The danger, of course, is that such a dynamic will lead to corner-cutting on AI safety procedures. The "we must build this before the bad guys do" mentality will override any instinct towards caution. Needless to say, the Trump white house is actively removing guardrails from AI companies with the aim of accelerating progress. From the white house's AI Action Plan (PDF):

To maintain global leadership in AI, America’s private sector must be unencumbered by bureaucratic red tape. President Trump has already taken multiple steps toward this goal, including rescinding Biden Executive Order 14110 on AI that foreshadowed an onerous regulatory regime.

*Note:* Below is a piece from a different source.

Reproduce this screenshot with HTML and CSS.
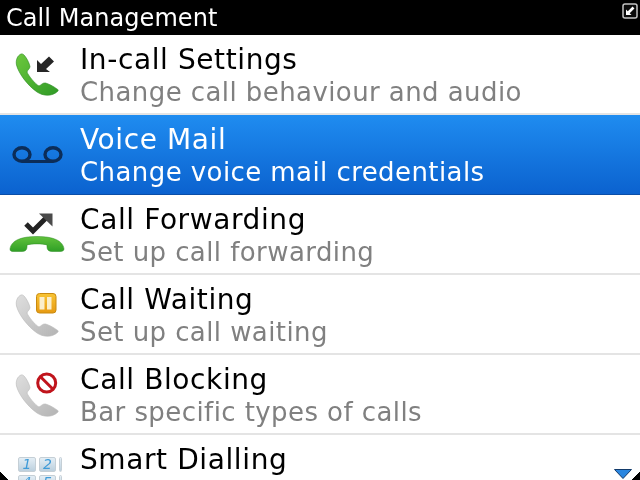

How might this play out in the near-term? One detailed forecast from Citrini Research---which was taken seriously enough that it temporarily shook stock markets---paints a picture of mass layoffs, widespread mortgage defaults and major economic shock waves. AI 2027's forecast is even grimmer. Although they leave open the possibility of a positive trajectory where AI alignment is prioritized and solved as part of a collaboration between US and Chinese AI companies, reading through it, one is likely to be struck by a premonition of inevitable doom familiar to collapseniks.

Anthropic's decision to withhold Mythos---which I suspect was made, at least in part, with good intentions---is commendable. And OpenAI has now reportedly decided to follow suit. This arguably underlines the severity of the risk to cybersecurity posed by this new class of models. But it's far from certain that other AI companies playing catch-up, such as Meta, or the many Chinese AI companies, will show the same level of restraint. And I remain deeply concerned that OpenAI is lead by someone whose integrity and honesty have been repeatedly called into question.

In some ways, the dynamic among AI companies w.r.t. AI safety is reminiscent of the dynamic among nations w.r.t. climate and the environment. Both involve actors pursuing an optimal strategy to meet their individual goals, which ultimately results in a sub-optimal (read catastrophic) outcome for everyone. Fundamentally, both are revealing that our political and economic institutions are not architecturally capable of optimizing for long-term civilizational welfare when doing so conflicts with short-term competitive advantage.

I have barely scratched the surface here of all the ways in which AI may undermine civilizational stability. Even if it's not the primary factor, it seems inevitable that it will be a major contributing factor to collapse. Even many of the positive outcomes result in humans being relegated to the role of pets that the superintelligences keep around for amusement - what could possibly go wrong with that (/s)?

Which do you think is likely to cause the collapse of civilization sooner - AI, climate, some form of environmental breakdown, or something else entirely? And how do you see AI contributing to collapse?